JAKARTA, KOMPAS.com - Pakar hukum internasional dari Universitas Indonesia Hikmahanto Juwana meminta media massa di Tanah Air agar tidak membesar-besarkan berita terkait penyanderaan WNI oleh kelompok bersenjata yang berbasis di Filipina.
Pemberitaan media, kata dia, bisa digunakan penyandera untuk menekan pemerintah. "Para penyandera bisa tahu apa saja yang dilakukan pemerintah melalui media. Caranya gampang, tinggal di-Google saja," ujar Hikmahanto di Jakarta, Senin (11/7/2016).
(Baca: Operasi Militer Gabungan di Filipina Jangan Sampai Bahayakan WNI)
Sejak Maret 2016, terjadi empat kali penculikan terhadap pelaut Indonesia di perairan perbatasan Indonesia-Filipina-Malaysia. Penculik selalu menuntut uang tebusan pada tiga penyanderaan pertama. Namun di penculikan terakhir, penyandera belum mengajukan tuntutan.
Dari tiga kali upaya pembebasan itu, pemerintah mengaku tidak mengeluarkan uang tebusan sepeserpun. Pembebasan, menurut pernyataan pemerintah saat itu, berkat koordinasi semua pihak.
Penculikan dan penyanderaan WNI keempat ini terjadi pada pukul 20.33 waktu setempat, Sabtu (9/7/2016). Penculik menyasar tiga WNI yang bekerja di atas kapal pukat tunda berbendera Malaysia, LLD113/5/F. Kapal itu disergap kelompok bersenjata di sekitar perairan Felda Sahabat, Tungku, Lahad Datu, Negara Bagian Sabah, Malaysia.
Kejadian itu baru dilaporkan pemilik kapal pada Minggu (10/7/2016). Ketiga WNI ABK yang disandera adalah warga Nusa Tenggara Timur.
(Baca: Panglima TNI: Biarkan Saja Filipina Mati Lampu)

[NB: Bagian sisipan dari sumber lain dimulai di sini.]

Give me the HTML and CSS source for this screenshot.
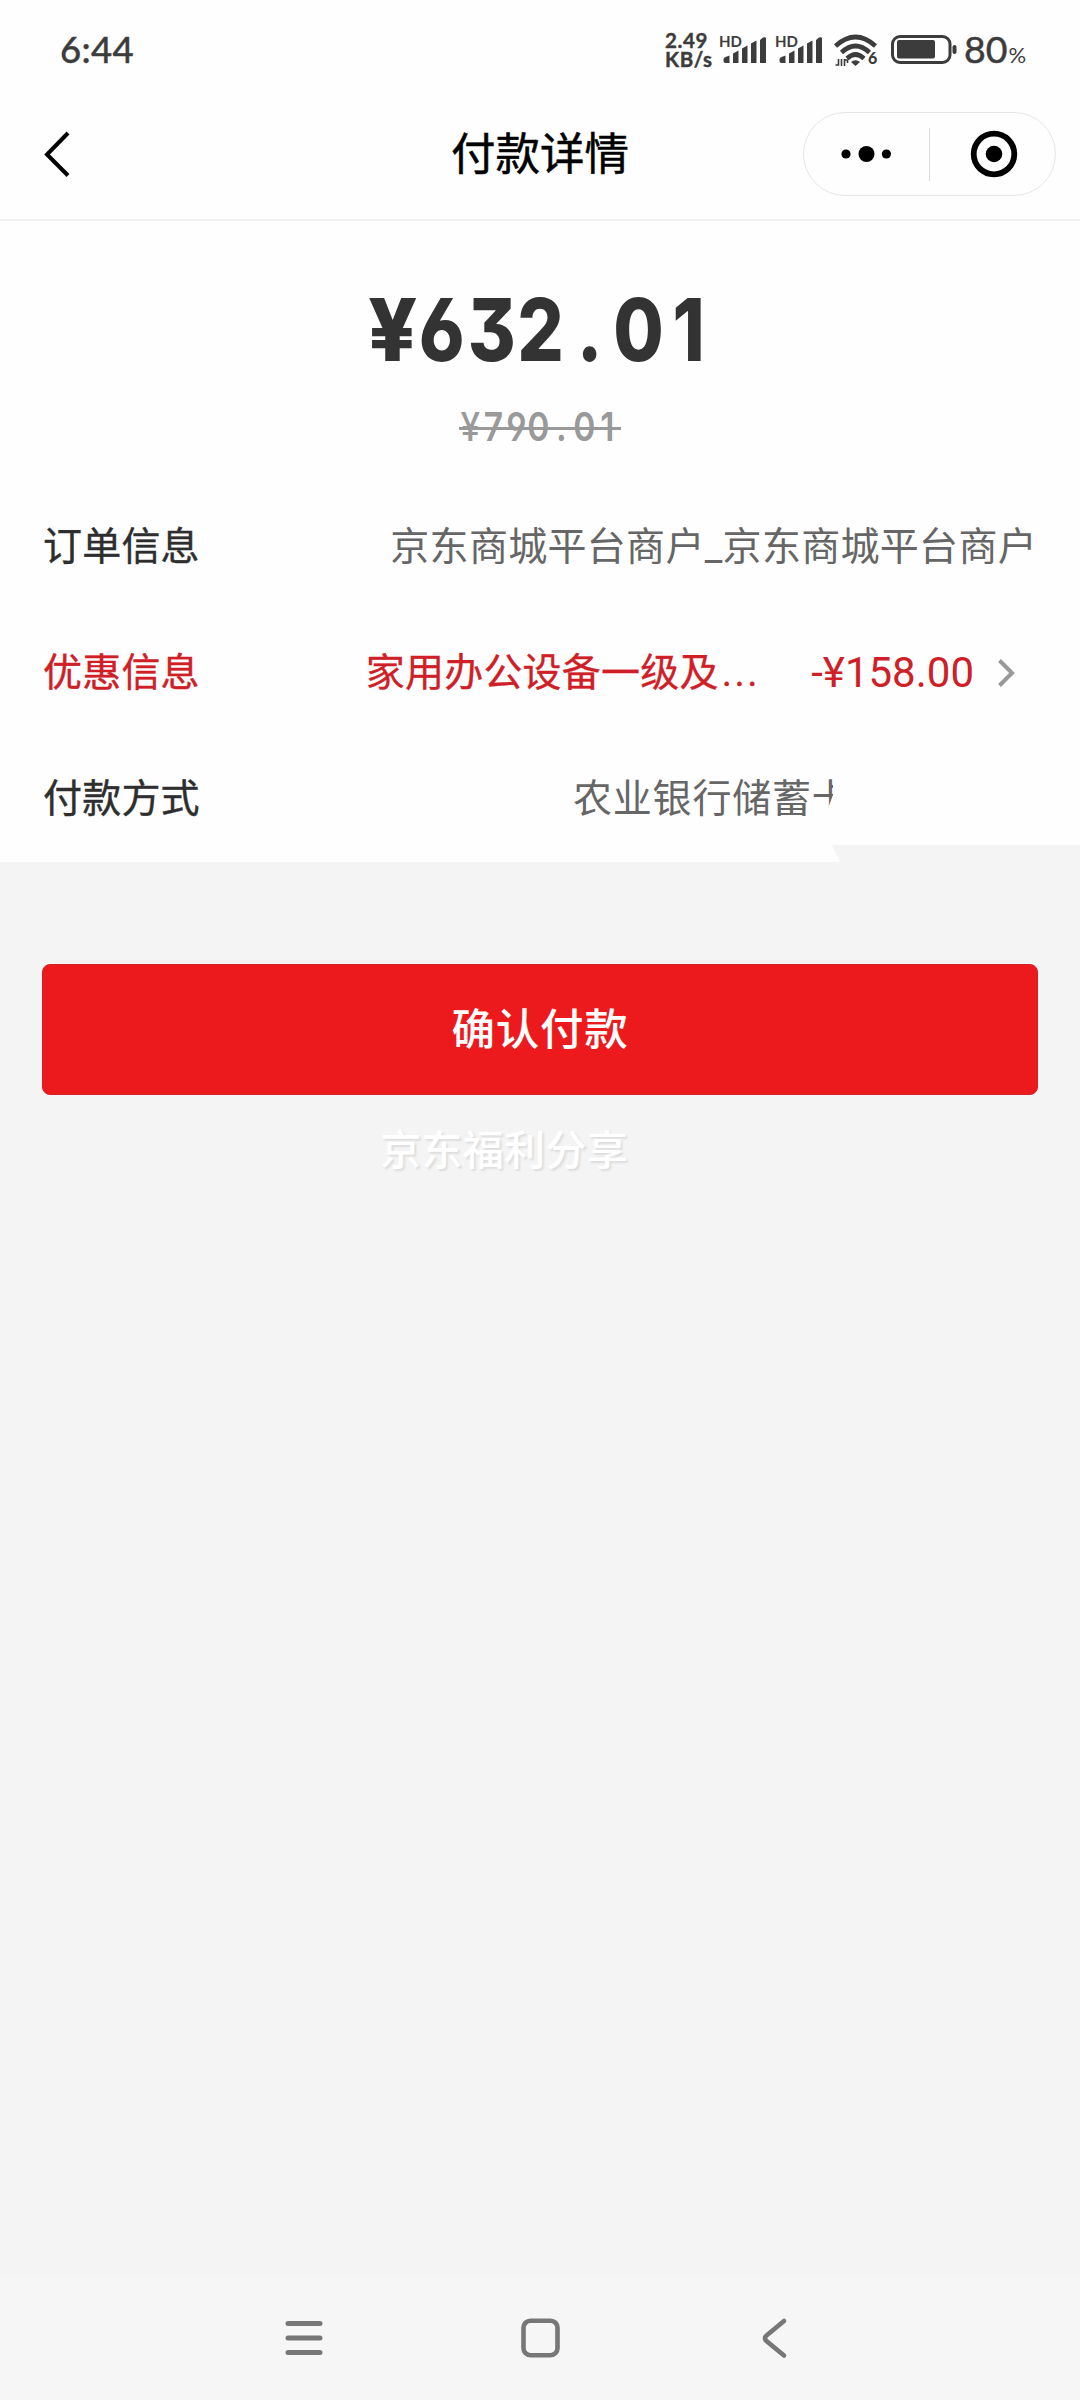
FILE: index.html
```html
<!DOCTYPE html>
<html lang="zh-CN">
<head>
<meta charset="utf-8">
<title>付款详情</title>
<link rel="stylesheet" href="styles.css">
</head>
<body>
<svg width="0" height="0" class="defs">
  <defs>
    <g id="signal">
      <path d="M4.500 27v-1.500q0-2 2-2.500l4-1.500v7.500h-4q-2 0-2-2Z"/>
      <path d="M14 29v-9.500l5.500-3v12.500ZM23 29v-14.500l5.500-3v17.500ZM32 29v-19.500l5.500-3v22.500ZM41 29v-23l3-2.500q3-1 3 1v24.500Z"/>
    </g>
  </defs>
</svg>
<header class="status">
  <div class="clock">6:44</div>
  <div class="status-icons">
    <div class="speed"><span>2.49</span><span>KB/s</span></div>
    <div class="cell"><span class="hd">HD</span><svg width="50" height="36" viewBox="0 0 50 36"><use href="#signal"/></svg></div>
    <div class="cell"><span class="hd">HD</span><svg width="50" height="36" viewBox="0 0 50 36"><use href="#signal"/></svg></div>
    <div class="wifi">
      <svg width="44" height="36" viewBox="0 0 44 36">
        <g fill="none" stroke="#3c3c3c" stroke-width="4.600">
          <path d="M1.500 12Q21.500-6 41.500 12"/>
          <path d="M7.500 18.500Q21.500 5.500 35.500 18.500"/>
          <path d="M13 24.500Q21.500 16.500 30 24.500"/>
        </g>
        <path d="M17 28q4.500-3.500 9 0l-4.500 4Z"/>
        <path d="M4.500 25v6h-3M7.500 25v7M10.500 25v7M10.500 26h3v3" fill="none" stroke="#3c3c3c" stroke-width="1.600"/>
      </svg>
      <span class="gen">6</span>
    </div>
    <svg class="battery" width="66" height="30" viewBox="0 0 66 30">
      <rect x="1.500" y="2.500" width="57.500" height="26" rx="7.500" fill="none" stroke="#3c3c3c" stroke-width="3"/>
      <rect x="6" y="6" width="38" height="18.500" rx="2"/>
      <rect x="61.500" y="11" width="4" height="9" rx="2"/>
    </svg>
    <div class="percent">80<small>%</small></div>
  </div>
</header>
<nav class="titlebar">
  <svg class="back" width="28" height="48" viewBox="0 0 28 48"><path d="M25 3 4 24.500 25 45.500" fill="none" stroke="#000" stroke-width="4"/></svg>
  <h1>付款详情</h1>
  <div class="capsule">
    <svg width="50" height="20" viewBox="0 0 50 20"><circle cx="5" cy="10" r="4.600"/><circle cx="25.500" cy="10" r="8"/><circle cx="45.400" cy="10" r="4.600"/></svg>
    <i></i>
    <svg width="48" height="48" viewBox="0 0 48 48"><circle cx="24" cy="24" r="20.300" fill="none" stroke="#000" stroke-width="5.800"/><circle cx="24" cy="24" r="8.300"/></svg>
  </div>
</nav>
<main>
  <section class="bill">
    <div class="total"><span class="yen">¥</span><span>6</span><span>3</span><span>2</span><span>.</span><span>0</span><span>1</span></div>
    <div class="original"><span class="yen">¥</span><span>7</span><span>9</span><span>0</span><span>.</span><span>0</span><span>1</span></div>
    <div class="row"><span class="label">订单信息</span><span class="value">京东商城平台商户_京东商城平台商户</span></div>
    <div class="row promo"><span class="label">优惠信息</span><span class="value">家用办公设备一级及<span class="dots">...</span></span><span class="amount">-¥158.00</span>
      <svg width="20" height="30" viewBox="0 0 20 30"><path d="M2.500 2.500 15 15 2.500 27.500" fill="none" stroke="#999" stroke-width="4"/></svg></div>
    <div class="row method"><span class="label">付款方式</span><span class="value">农业银行储蓄卡</span></div>
  </section>
  <button class="pay">确认付款</button>
  <p class="signature">京东福利分享</p>
</main>
<footer class="sysnav">
  <svg width="40" height="44" viewBox="0 0 40 44"><path d="M4 7.500h32M4 22h32M4 36.500h32" stroke-width="5"/></svg>
  <svg width="44" height="44" viewBox="0 0 44 44"><rect x="4.500" y="4.700" width="34" height="34.500" rx="7" stroke-width="4.600"/></svg>
  <svg width="32" height="44" viewBox="0 0 32 44"><path d="M26 5 8.500 19.500q-3 2.500 0 5.500L26 39.500" stroke-width="4.600"/></svg>
</footer>
</body>
</html>
```
FILE: styles.css
```css
* { box-sizing: border-box; }
body {
  margin: 0;
  width: 1080px;
  height: 2400px;
  display: flex;
  flex-direction: column;
  background: #f4f4f4;
  font-family: Roboto, "Noto Sans CJK SC", sans-serif;
  color: #2e2e2e;
}
.defs { position: absolute; }
.status {
  height: 100px;
  background: #fefefe;
  display: flex;
  justify-content: space-between;
  padding: 0 52px 0 60px;
  color: #3c3c3c;
  fill: #3c3c3c;
}
.clock {
  font: 500 36.500px/98px Lato, sans-serif;
  -webkit-text-stroke: .4px #3c3c3c;
  letter-spacing: .3px;
}
.status-icons { display: flex; align-items: flex-start; padding-top: 34px; }
.speed {
  width: 54px;
  font: 700 20.500px/19px Lato, sans-serif;
  letter-spacing: .6px;
  -webkit-text-stroke: .4px #3c3c3c;
  display: flex;
  flex-direction: column;
  margin-top: -3px;
}
.cell { position: relative; width: 56px; height: 36px; }
.cell svg { display: block; }
.hd { position: absolute; left: 0; top: 0; font: 700 15px/14px Lato, sans-serif; }
.wifi { position: relative; width: 60px; padding-left: 3px; }
.gen { position: absolute; left: 37px; top: 16px; font: 900 16px/16px Lato, sans-serif; }
.percent { font: 400 37.500px/34px Lato, sans-serif; margin: -2px 0 0 7px; white-space: nowrap; -webkit-text-stroke: .5px #3c3c3c; width: 64px; }
.percent small { font-size: 22px; margin-left: 1px; -webkit-text-stroke: 0; }
.titlebar {
  height: 121px;
  background: #fefefe;
  border-bottom: 2px solid #f0f0f0;
  display: grid;
  grid-template-columns: 253px 1fr 253px;
  align-items: center;
  padding: 0 24px 11px;
}
.back { margin-left: 19px; }
h1 { margin: 2px 0 0; text-align: center; font-size: 44.500px; line-height: 60px; font-weight: 400; color: #000; -webkit-text-stroke: .5px #000; }
.capsule {
  height: 84px;
  border: 1.500px solid #e6e6e6;
  border-radius: 42px;
  display: flex;
  align-items: center;
  justify-content: space-between;
  padding: 0 37px;
}
.capsule i { width: 1px; height: 53px; background: #dcdcdc; margin-right: 2px; }
main { flex: 1; }
.bill {
  height: 641px;
  background: #fefefe;
  clip-path: polygon(0 0, 1080px 0, 1080px 624px, 832px 624px, 840px 641px, 0 641px);
}
.total, .original {
  display: flex;
  width: max-content;
  position: relative;
  font-family: Inter, sans-serif;
  font-feature-settings: "cv03", "cv04", "cv09";
}
.total span, .original span { display: flex; justify-content: center; transform: scaleX(.84); }
.total { margin: 0 0 0 368px; padding-top: 59px; height: 175px; font-size: 87px; line-height: 100px; font-weight: 800; color: #333; }
.total span { width: 49.300px; }
.total .yen { transform: scaleX(.98); }
.original { margin-left: 459px; height: 88px; font-size: 40px; line-height: 62px; font-weight: 600; color: #999; }
.original span { width: 22.800px; }
.original .yen { transform: scaleX(.88); font-weight: 500; }
.original::after { content: ""; position: absolute; left: 0; right: -2px; top: 31px; height: 3px; background: #999; }
.row { height: 126px; padding: 0 43px 0 43px; display: flex; align-items: center; font-size: 39px; line-height: 60px; letter-spacing: .2px; white-space: nowrap; }
.label { -webkit-text-stroke: .4px currentColor; }
.value { margin-left: auto; color: #666; letter-spacing: .3px; }
.promo { color: #cf2027; padding-right: 63px; }
.promo .value { color: inherit; margin-left: 166px; letter-spacing: .2px; -webkit-text-stroke: .3px currentColor; }
.dots { letter-spacing: 2.500px; margin-left: 3px; }
.amount { margin-left: auto; font-size: 42px; margin-right: 23px; letter-spacing: 0; }
.method .value {
  width: 260px;
  overflow: hidden;
  margin-right: 204px;
  letter-spacing: .8px;
  clip-path: polygon(0 0, 260px 0, 260px 26px, 254px 42px, 254px 60px, 0 60px);
}
.pay {
  display: block;
  width: 996px;
  height: 131px;
  margin: 102px 42px 0;
  padding: 0 0 5px;
  border: 1px solid #d91f24;
  border-radius: 8px;
  background: #ed1a1d;
  color: #fff;
  font: 500 43.500px/60px "Noto Sans CJK SC", sans-serif;
  letter-spacing: .8px;
}
.signature { margin: 26px 0 0 380px; font-size: 41.300px; line-height: 60px; font-weight: 500; color: #fff; text-shadow: 2px 2px 2px #ddd; }
.sysnav {
  height: 125px;
  background: #f6f6f6;
  display: flex;
  justify-content: space-between;
  padding: 41px 290px 0 284px;
  fill: none;
  stroke: #777;
  stroke-linecap: round;
}
```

Menteri Luar Negeri, Retno Marsudi, telah menyatakan, penculikan dan penyanderaan kali ini tidak bisa ditoleransi dengan alasan apapun.
Hikmahanto yakin ada anggota kelompok bersenjata penyekap WNI yang mengerti bahasa Indonesia.
Sementara itu, pengamat terorisme dan intelijen, Wawan Purwanto, yakin pemerintah telah menggelar "operasi klandestine" begitu kabar penculikan dan penyanderaan keempat kali atas WNI ini terungkap. "Langkah pemerintah memang tidak perlu dibuka untuk publik," kata dia.
Sebelumnya, tujuh anak buah kapal (ABK) WNI lebih dulu disandera kelompok Abu Sayyaf di perairan Sulu, Filipina Selatan. Penyanderaan itu terjadi pada Senin (20/6/2016).
Selain membajak kapal, penyandera meminta tebusan sebesar Rp 60 miliar. Lalu, 10 WNI ABK kapal tunda Brahma 12 disandera kelompok Abu Sayyaf dan dibebaskan pada awal Mei 2016.
Selain itu, empat ABK kapal tunda Henry juga disandera kelompok yang sama. Keempatnya dibebaskan pada pertengahan Mei 2016.